The desire to provide increased transparency is in line with the general principles of the LGPD. Outlined in Article 6, the law lays out 10 principles that should be considered when processing personal data. Ultimately, the extent of such consideration will assist the Brazilian data protection authority, Autoridade Nacional de Proteção de Dados, in determining whether a company complies with the law. These general principles are purpose, suitability, necessity, free access, quality of the data, transparency, security, prevention, non-discrimination and accountability.
Grounds for processing and consent
Another way to monitor compliance with the law is by examining an organization’s stated grounds for processing. Much like the GDPR, the LGPD restricts data processing to scenarios in which a company can point to an enumerated category of processing as set forth in its text. The most popular and straightforward of these categories requires the organization to obtain the valid consent of the data subject. To obtain such consent, Article 9 of the LGPD states that consent forms must be clear and include the purpose of processing, duration of processing, identity of the data controller, entities to whom the data will be disclosed and rights of the data subject, including their right to deny consent.
In the absence of valid consent, the law permits data processing in limited scenarios, including when processing is necessary to fulfill the legitimate interests of the controller. One important thing to note here is that where the controller is basing its grounds for processing on its own legitimate interests, that interest is subject to a balancing test against the data subject’s fundamental rights, in which those rights may ultimately outweigh the legitimate interests articulated.
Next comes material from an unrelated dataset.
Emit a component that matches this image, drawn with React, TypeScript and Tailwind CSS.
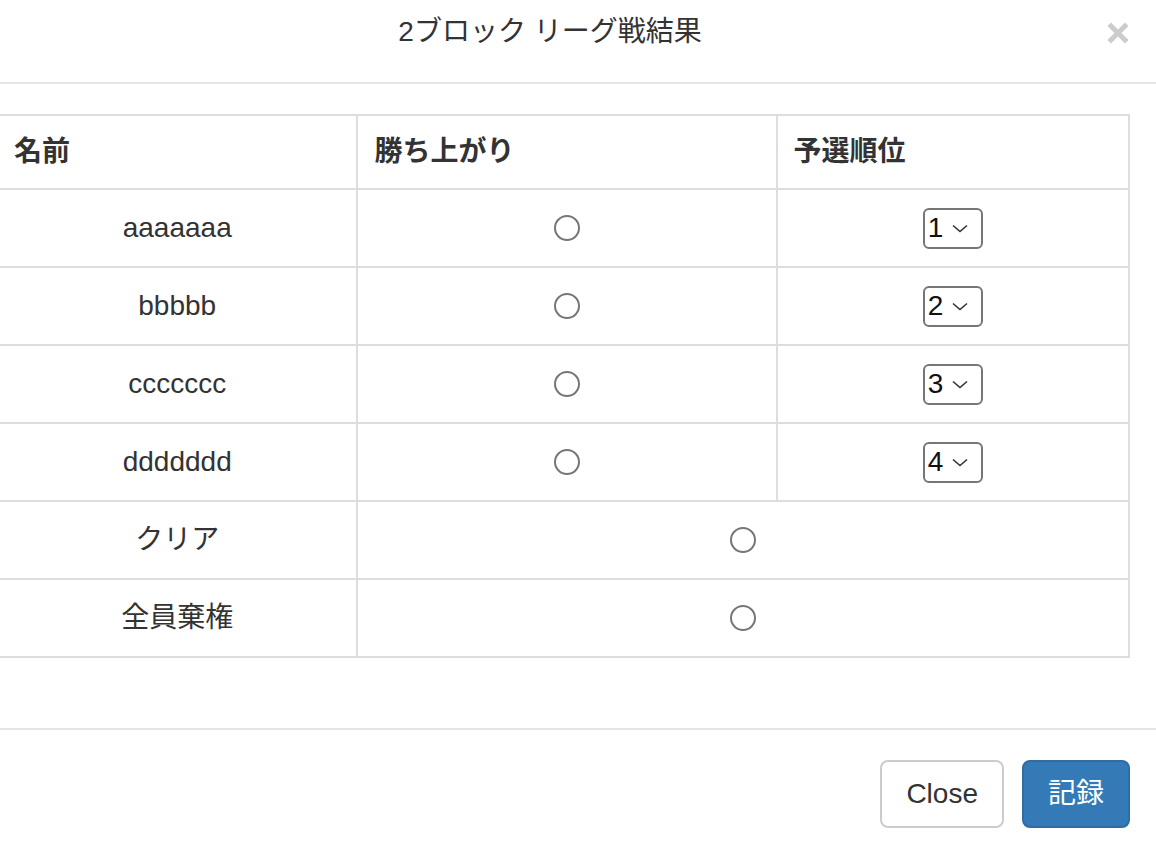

Eventually, Brazil's ANPD will be responsible for conducting the aforementioned balancing test, as well as overseeing all compliance. However, following an issue with the LGPD’s legislative process, Brazilian President Jair Bolsonaro vetoed the initial provision of the LGPD that created a national authority. As a result, the ANPD was not officially established until the passage of Executive Order no. 869/18. Considering this delay, the ANPD is not yet fully operational.
However, once up and running, the ANPD will be responsible for both enforcement, as well as providing vital guidance to companies regarding interpretation and compliance. Ultimately, until the ANPD is fully functional and provides interpretive guidance, there is still much that we don’t know about LGPD enforcement. Until then (and likely for some time after), we are left to comb through the law and attempt to piece together a workable picture of what is required of organizations to comply.
One last and important aspect of the LGPD critical for compliance is its requirements for a data protection officer. Unlike previous data protection laws we’ve seen in the international sphere, Executive Order no. 869/18 indicates the DPO required for each organization need not be a natural person. Rather, companies, committees or other internal groups are able to serve as DPOs. Alternatively, an organization may even outsource the position to a third party, such as a specialized company or law firm.
Ultimately, the LGPD will affect organizations doing business in Brazil in a way none of the previous 40 Brazilian privacy laws and norms have. In light of today’s digital economy and the perpetually expanding use of personal data, companies in all sectors are going to have to adjust and adapt their data collection practices to Brazil’s LGPD.